Indeed, Netflix still dominates most streaming ratings charts, and the company says its users watch for longer than competitors as well.

“It’s why, despite all the competition out there, Netflix is the most popular streaming service today. To be the one to watch, you need everyone watching. And that’s what sets Netflix apart,” Peters said, in what sounded like a subtle dig at the upcoming Max service, which uses the tagline “The One to Watch.”

Peters cited the “Netflix Effect” in helping to push older songs to the top of the charts after they appear in Netflix shows, and in helping “niche sports become mainstream,” as footage from the Formula 1 docuseries Drive to Survive played.

And Netflix content chief Bela Bajaria said that the popularity of the service is because they are “super serving our audience – giving you something you will really love, that will really satisfy you.”

“To super-serve our members we have to focus on quality, with the understanding that quality, like beauty, is in the eye of the beholder,” she added.

On the product side, VP of global ad sales Peter Naylor unveiled new sponsorship opportunities, including the ability to sponsor the presentation of series at launch, and aligning sponsorships with holidays or brand moments (the company cited a collection of “sustainability stories,” for an advertisers looking to boost their eco credentials).

And a “Top 10” option will give advertisers guaranteed placement within the titles on Netflix’s top 10 lists, country by country.

Naylor also announced that beginning in Q4, clients would be able to use Nielsen Digital Ad Ratings to measure the reach of their campaigns.
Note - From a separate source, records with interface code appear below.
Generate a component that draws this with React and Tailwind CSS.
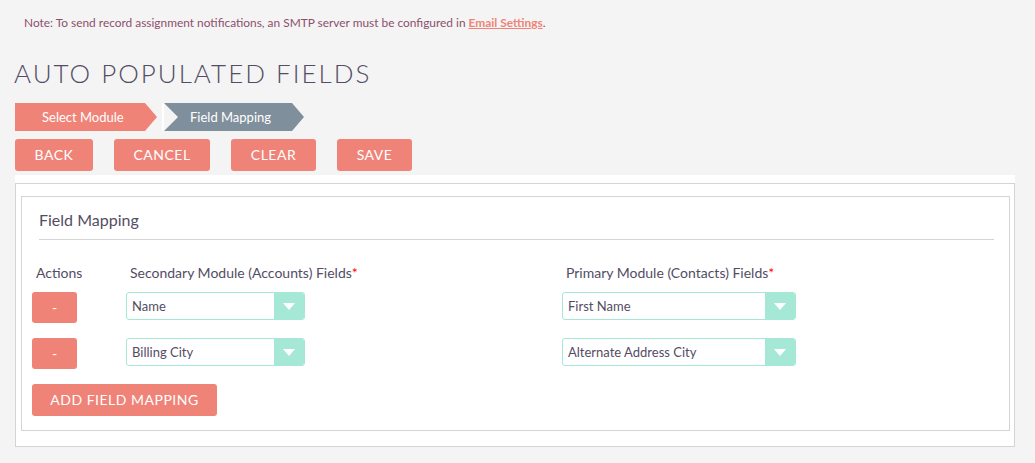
import React from 'react';

const PINK = 'bg-[#f08377]';

const Caret = () => (
  <svg width="12" height="7" viewBox="0 0 12 7">
    <polygon points="0,0 12,0 6,7" fill="#ffffff" />
  </svg>
);

const FakeSelect = ({ value, width }) => (
  <div
    className="flex h-[28px] items-stretch overflow-hidden rounded-[3px] border border-[#a5e8d6] bg-white"
    style={{ width }}
  >
    <div className="flex flex-1 items-center pl-[5px] pt-[2px] text-[13px] text-[#534d64]">{value}</div>
    <div className="flex w-[30px] items-center justify-center bg-[#a5e8d6]">
      <Caret />
    </div>
  </div>
);

const MinusButton = () => (
  <button className={`h-[31px] w-[45px] rounded-[3px] ${PINK} text-[14px] text-white`}>-</button>
);

const rows = [
  { secondary: 'Name', primary: 'First Name' },
  { secondary: 'Billing City', primary: 'Alternate Address City' },
];

export default function App() {
  return (
    <div className="min-h-[463px] w-[1035px] bg-[#f4f4f4] font-['Lato',sans-serif] text-[#534d64]">
      {/* note */}
      <div className="pl-[24px] pt-[16px] text-[11.9px] leading-[13px] text-[#8d4f6c]">
        Note: To send record assignment notifications, an SMTP server must be configured in{' '}
        <a className="font-bold text-[#f08377] underline">Email Settings</a>.
      </div>

      {/* title */}
      <h1 className="mt-[29px] pl-[14px] text-[26px] font-light leading-[30px] tracking-[2px] text-[#534d64]">
        AUTO POPULATED FIELDS
      </h1>

      {/* breadcrumb */}
      <div className="mt-[15px] flex h-[28px] pl-[15px] text-[13px] text-white">
        <div className={`flex w-[142px] items-center pl-[27px] pt-[2px] ${PINK} [clip-path:polygon(0_0,calc(100%-12px)_0,100%_50%,calc(100%-12px)_100%,0_100%)]`}>
          Select Module
        </div>
        <div className="ml-[5px] w-[2px] bg-white" />
        <div className="flex w-[140px] items-center bg-[#808f9c] pl-[26px] pt-[2px] [clip-path:polygon(0_0,calc(100%-12px)_0,100%_50%,calc(100%-12px)_100%,0_100%,14px_50%)]">
          Field Mapping
        </div>
      </div>

      {/* action buttons */}
      <div className="mt-[8px] flex gap-[21px] pl-[15px]">
        {[
          ['BACK', 'w-[78px]'],
          ['CANCEL', 'w-[96px]'],
          ['CLEAR', 'w-[85px]'],
          ['SAVE', 'w-[75px]'],
        ].map(([label, w]) => (
          <button
            key={label}
            className={`h-[32px] ${w} rounded-[3px] ${PINK} pb-[2px] text-[14px] tracking-[0.5px] text-white`}
          >
            {label}
          </button>
        ))}
      </div>

      {/* panel */}
      <div className="ml-[15px] mt-[4px] w-[1000px] bg-white pt-[8px]">
        <div className="border border-[#d4d4d4] pb-[15px] pl-[5px] pr-[4px] pt-[12px]">
          <div className="border border-[#d4d4d4] pb-[14px] pt-[13px]">
            <div className="px-[17px] text-[16px] leading-[19px]">Field Mapping</div>
            <div className="ml-[17px] mr-[15px] mt-[10px] h-px bg-[#d4d4d4]" />

            <div className="mt-[24px] pl-[10px]">
              <div className="grid grid-cols-[94px_436px_1fr] text-[14px] leading-[17px]">
                <div className="pl-[4px]">Actions</div>
                <div className="pl-[4px]">
                  Secondary Module (Accounts) Fields<span className="text-[#ff0000]">*</span>
                </div>
                <div className="pl-[4px]">
                  Primary Module (Contacts) Fields<span className="text-[#ff0000]">*</span>
                </div>
              </div>

              <div className="mt-[11px] flex flex-col gap-[15px]">
                {rows.map((r) => (
                  <div key={r.secondary} className="grid grid-cols-[94px_436px_1fr] items-start">
                    <MinusButton />
                    <FakeSelect value={r.secondary} width={179} />
                    <FakeSelect value={r.primary} width={234} />
                  </div>
                ))}
              </div>

              <button
                className={`mt-[15px] h-[32px] w-[185px] rounded-[3px] ${PINK} pb-[2px] text-[14px] tracking-[0.5px] text-white`}
              >
                ADD FIELD MAPPING
              </button>
            </div>
          </div>
        </div>
      </div>
    </div>
  );
}
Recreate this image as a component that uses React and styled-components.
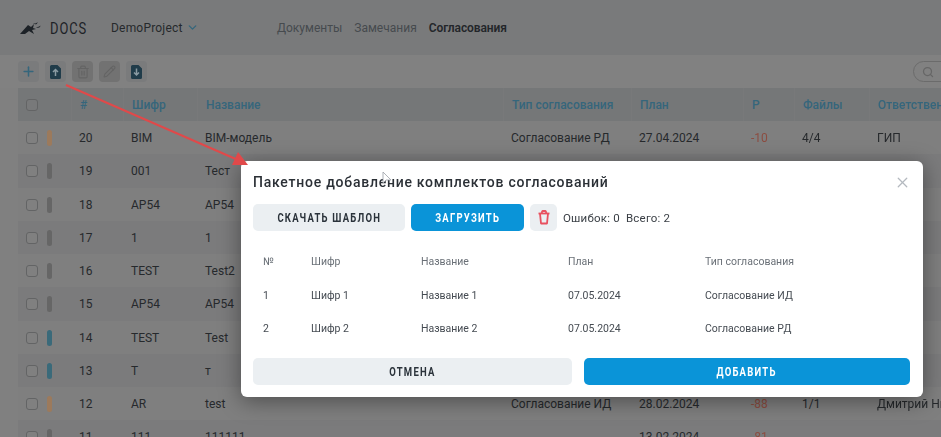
import React from "react";
import styled, { createGlobalStyle } from "styled-components";
import { ChevronDown, Plus, Search, Trash2, Pencil, X } from "lucide-react";

const GlobalStyle = createGlobalStyle`
  html, body {
    margin: 0;
    padding: 0;
    background: #7f7f7f;
  }
  * {
    box-sizing: border-box;
  }
`;

const Page = styled.div`
  position: relative;
  width: 941px;
  height: 437px;
  overflow: hidden;
  font-family: "Roboto", "Liberation Sans", sans-serif;
  background: #808080;
  color: #26292c;
`;

const Backdrop = styled.div`
  filter: blur(0.4px);
`;

const Header = styled.header`
  height: 55px;
  background: #797a7b;
  display: flex;
  align-items: center;
  padding-left: 20px;
`;

const Logo = styled.div`
  display: flex;
  align-items: center;
  gap: 9px;
  width: 91px;
`;

const LogoText = styled.span`
  display: inline-block;
  font-size: 17px;
  font-weight: 400;
  letter-spacing: 1.2px;
  color: #1d2227;
  transform: scaleX(0.76);
  transform-origin: left center;
`;

const ProjectSelect = styled.div`
  display: flex;
  align-items: center;
  gap: 3px;
  width: 166px;
  font-size: 12px;
  letter-spacing: 0.2px;
  color: #26292c;
  svg {
    color: #35667c;
  }
`;

const Nav = styled.nav`
  display: flex;
  gap: 12px;
  font-size: 12px;
`;

const NavItem = styled.span`
  color: ${(p) => (p.$active ? "#23262a" : "#464a4e")};
  font-weight: ${(p) => (p.$active ? 600 : 400)};
  letter-spacing: ${(p) => (p.$active ? "-0.1px" : "0")};
`;

const Toolbar = styled.div`
  height: 33px;
  padding: 6px 0 0 18px;
  display: flex;
  gap: 6px;
  background: #818181;
`;

const ToolButton = styled.div`
  width: 21px;
  height: 21px;
  border-radius: 4px;
  display: flex;
  align-items: center;
  justify-content: center;
  background: ${(p) => (p.$disabled ? "#727272" : "#7a7b7c")};
  color: ${(p) => (p.$disabled ? "#646464" : "#35667c")};
`;

const SearchBox = styled.div`
  margin-left: auto;
  margin-right: -30px;
  width: 58px;
  height: 21px;
  border: 1px solid #6b6b6b;
  border-radius: 11px;
  padding-left: 8px;
  display: flex;
  align-items: center;
  color: #666;
`;

const Row = styled.div`
  display: grid;
  grid-template-columns: 53px 52px 74px 306px 128px 112px 51px 75px 120px;
  align-items: center;
  width: 971px;
  margin-left: 18px;
  height: ${(p) => (p.$head ? "33px" : "33.25px")};
  padding-top: ${(p) => (p.$head ? "0" : "1px")};
  font-size: 12px;
  white-space: nowrap;
  background: ${(p) =>
    p.$head ? "#757778" : p.$odd ? "#7b7b7c" : "#7f7f7f"};
  color: ${(p) => (p.$head ? "#35667c" : "#26292c")};
`;

const Cell = styled.div`
  padding-left: 8px;
  height: 100%;
  display: flex;
  align-items: center;
  overflow: hidden;
  color: ${(p) => (p.$danger ? "#8c4c40" : "inherit")};
  font-weight: ${(p) => (p.$head ? 500 : 400)};
  border-left: ${(p) => (p.$head ? "1px solid #78797a" : "none")};
`;

const SelectCell = styled.div`
  padding-left: 8px;
  display: flex;
  align-items: center;
  gap: 9px;
`;

const Check = styled.span`
  width: 12px;
  height: 12px;
  border: 1px solid #636465;
  border-radius: 3px;
  background: ${(p) => (p.$head ? "#78797a" : "#808080")};
`;

const StatusBar = styled.span`
  width: 5px;
  height: 16px;
  border-radius: 3px;
  background: ${(p) => p.$color};
`;

const Modal = styled.div`
  position: absolute;
  left: 241px;
  top: 161px;
  width: 682px;
  height: 236px;
  background: #fff;
  border-radius: 6px;
  padding: 12px 13px 12px 12px;
  box-shadow: 0 4px 22px rgba(0, 0, 0, 0.4);
  display: flex;
  flex-direction: column;
`;

const TitleRow = styled.div`
  display: flex;
  justify-content: space-between;
  align-items: center;
  height: 18px;
`;

const Title = styled.h2`
  margin: 0;
  font-size: 14px;
  font-weight: 500;
  letter-spacing: 0.75px;
  color: #2b3036;
`;

const CloseButton = styled.div`
  color: #b4b9bf;
  display: flex;
  margin-right: -1px;
`;

const Actions = styled.div`
  display: flex;
  align-items: center;
  gap: 6px;
  margin-top: 13px;
`;

const Button = styled.div`
  height: 27px;
  width: ${(p) => p.$width || "auto"};
  flex: ${(p) => p.$flex || "none"};
  border-radius: 5px;
  display: flex;
  align-items: center;
  justify-content: center;
  background: ${(p) => (p.$primary ? "#0a94d8" : "#ebeff2")};
  color: ${(p) => (p.$primary ? "#fff" : "#2b333b")};
`;

const ButtonLabel = styled.span`
  display: inline-block;
  font-size: 12.5px;
  font-weight: 700;
  letter-spacing: 1.6px;
  white-space: nowrap;
  transform: scaleX(0.76);
`;

const IconButton = styled(Button)`
  width: 27px;
  color: #e8505f;
`;

const Summary = styled.span`
  font-size: 11.5px;
  letter-spacing: 0.2px;
  color: #3a3f45;
`;

const Table = styled.div`
  margin-top: 14px;
`;

const TableRow = styled.div`
  display: grid;
  grid-template-columns: 48px 110px 147px 137px 1fr;
  align-items: center;
  height: 33.5px;
  padding-left: 10px;
  font-size: 10.5px;
  color: ${(p) => (p.$head ? "#6a7077" : "#454b52")};
`;

const Footer = styled.div`
  display: flex;
  gap: 12px;
  margin-top: auto;
`;

const Overlay = styled.svg`
  position: absolute;
  left: 0;
  top: 0;
  pointer-events: none;
`;

const rows = [
  { n: 20, code: "BIM", name: "BIM-модель", color: "#9c7a5c", type: "Согласование РД", plan: "27.04.2024", p: "-10", files: "4/4", owner: "ГИП" },
  { n: 19, code: "001", name: "Тест", color: "#666" },
  { n: 18, code: "АР54", name: "АР54", color: "#666" },
  { n: 17, code: "1", name: "1", color: "#666" },
  { n: 16, code: "TEST", name: "Test2", color: "#666" },
  { n: 15, code: "АР54", name: "АР54", color: "#666" },
  { n: 14, code: "TEST", name: "Test", color: "#3a6a7a" },
  { n: 13, code: "T", name: "т", color: "#3a6a7a" },
  { n: 12, code: "AR", name: "test", color: "#9c7a5c", type: "Согласование ИД", plan: "28.02.2024", p: "-88", files: "1/1", owner: "Дмитрий Никитин" },
  { n: 11, code: "111", name: "111111", color: "#666", plan: "13.02.2024", p: "-81" },
];

const LogoMark = () => (
  <svg width="21" height="12" viewBox="0 0 21 12" fill="#1d2227">
    <path d="M0 12 L8 3 L11 5 L14 2 L13 6 L16 7 L12 8 L14 12 L9 9 L5 12 Z" />
    <path d="M13 1.500 C15 1.800 16.500 1.200 17.500 0 C17.500 2 15.500 3.200 13 1.500 Z" />
    <path d="M16 5 C18 5 19.500 4.500 20.500 3.500 L20 5 C19 6 17 6 16 5 Z" />
  </svg>
);

const FileIcon = ({ down }) => (
  <svg width="11" height="14" viewBox="0 0 11 14">
    <path d="M1.500 0 H7.500 L11 3.500 V12.500 A1.500 1.500 0 0 1 9.500 14 H1.500 A1.500 1.500 0 0 1 0 12.500 V1.500 A1.500 1.500 0 0 1 1.500 0 Z" fill="#203c4a" />
    <path
      d={down ? "M5.500 3.500 V10 M3 7.500 L5.500 10 L8 7.500" : "M5.500 11 V4.500 M3 7 L5.500 4.500 L8 7"}
      stroke="#8a9ba3"
      strokeWidth="1.500"
      fill="none"
    />
  </svg>
);

const BinIcon = () => (
  <svg width="14" height="15" viewBox="0 0 14 15" fill="none" stroke="#e8505f" strokeWidth="1.800" strokeLinejoin="round">
    <path d="M1.500 3.500 H12.500" />
    <path d="M3 3.500 L4 13.500 H10 L11 3.500" />
    <path d="M4.500 3 L5.500 1 H8.500 L9.500 3" />
  </svg>
);

export default function App() {
  return (
    <Page>
      <GlobalStyle />
      <Backdrop>
        <Header>
          <Logo>
            <LogoMark />
            <LogoText>DOCS</LogoText>
          </Logo>
          <ProjectSelect>
            DemoProject
            <ChevronDown size={13} strokeWidth={2.5} />
          </ProjectSelect>
          <Nav>
            <NavItem>Документы</NavItem>
            <NavItem>Замечания</NavItem>
            <NavItem $active>Согласования</NavItem>
          </Nav>
        </Header>
        <Toolbar>
          <ToolButton>
            <Plus size={15} strokeWidth={2.5} />
          </ToolButton>
          <ToolButton>
            <FileIcon />
          </ToolButton>
          <ToolButton $disabled>
            <Trash2 size={14} />
          </ToolButton>
          <ToolButton $disabled>
            <Pencil size={13} />
          </ToolButton>
          <ToolButton>
            <FileIcon down />
          </ToolButton>
          <SearchBox>
            <Search size={12} strokeWidth={2.5} />
          </SearchBox>
        </Toolbar>
        <Row $head>
          <SelectCell>
            <Check $head />
          </SelectCell>
          <Cell $head>#</Cell>
          <Cell $head>Шифр</Cell>
          <Cell $head>Название</Cell>
          <Cell $head>Тип согласования</Cell>
          <Cell $head>План</Cell>
          <Cell $head>Р</Cell>
          <Cell $head>Файлы</Cell>
          <Cell $head>Ответственный</Cell>
        </Row>
        {rows.map((row, i) => (
          <Row key={row.n} $odd={i % 2 === 1}>
            <SelectCell>
              <Check />
              <StatusBar $color={row.color} />
            </SelectCell>
            <Cell>{row.n}</Cell>
            <Cell>{row.code}</Cell>
            <Cell>{row.name}</Cell>
            <Cell>{row.type}</Cell>
            <Cell>{row.plan}</Cell>
            <Cell $danger>{row.p}</Cell>
            <Cell>{row.files}</Cell>
            <Cell>{row.owner}</Cell>
          </Row>
        ))}
      </Backdrop>

      <Modal>
        <TitleRow>
          <Title>Пакетное добавление комплектов согласований</Title>
          <CloseButton>
            <X size={17} strokeWidth={1.8} />
          </CloseButton>
        </TitleRow>
        <Actions>
          <Button $width="152px">
            <ButtonLabel>СКАЧАТЬ ШАБЛОН</ButtonLabel>
          </Button>
          <Button $width="113px" $primary>
            <ButtonLabel>ЗАГРУЗИТЬ</ButtonLabel>
          </Button>
          <IconButton>
            <BinIcon />
          </IconButton>
          <Summary>Ошибок: 0&nbsp; Всего: 2</Summary>
        </Actions>
        <Table>
          <TableRow $head>
            <span>№</span>
            <span>Шифр</span>
            <span>Название</span>
            <span>План</span>
            <span>Тип согласования</span>
          </TableRow>
          <TableRow>
            <span>1</span>
            <span>Шифр 1</span>
            <span>Название 1</span>
            <span>07.05.2024</span>
            <span>Согласование ИД</span>
          </TableRow>
          <TableRow>
            <span>2</span>
            <span>Шифр 2</span>
            <span>Название 2</span>
            <span>07.05.2024</span>
            <span>Согласование РД</span>
          </TableRow>
        </Table>
        <Footer>
          <Button $flex="0 0 319px">
            <ButtonLabel>ОТМЕНА</ButtonLabel>
          </Button>
          <Button $flex="1" $primary>
            <ButtonLabel>ДОБАВИТЬ</ButtonLabel>
          </Button>
        </Footer>
      </Modal>

      <Overlay width="941" height="437" viewBox="0 0 941 437">
        <line x1="66" y1="85" x2="238" y2="160" stroke="#e0494a" strokeWidth="2" />
        <path d="M248 165 L232 165 L238 152 Z" fill="#e0494a" />
        <path d="M383 172 L383 183 L386 180 L391 180 Z" fill="#fff" stroke="#9aa0a6" strokeWidth="0.8" />
      </Overlay>
    </Page>
  );
}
The company also announced a deal with the data firm EDO to measure engagement.

And executives promised further evolution on the ads front, with Gorman telling the audience that they plan on “innovating.”

“We treat our ads with the same care we treat our incredible content: serving them locally; seamlessly transitioning between shows and ads with no latency; and implementing industry-leading frequency caps with an ad load of four to five minutes per hour,” she said.

It was a comment echoed by co-CEO Ted Sarandos later on, noting that the company revolutionized streaming when it introduced House of Cards a decade ago, and that it was working on “similar breakthroughs in advertising” that “can be just as impactful.”

“You’ve heard a lot from us today, and I think it all boils down to one thing: Netflix is a little bit different,” Sarandos concluded with his comments. “In the past – when consumers had very little choice of where to watch – it didn’t matter so much which network a show or film landed on. They were all very similar. Today, we believe that having a title land on Netflix makes all the difference in the world.”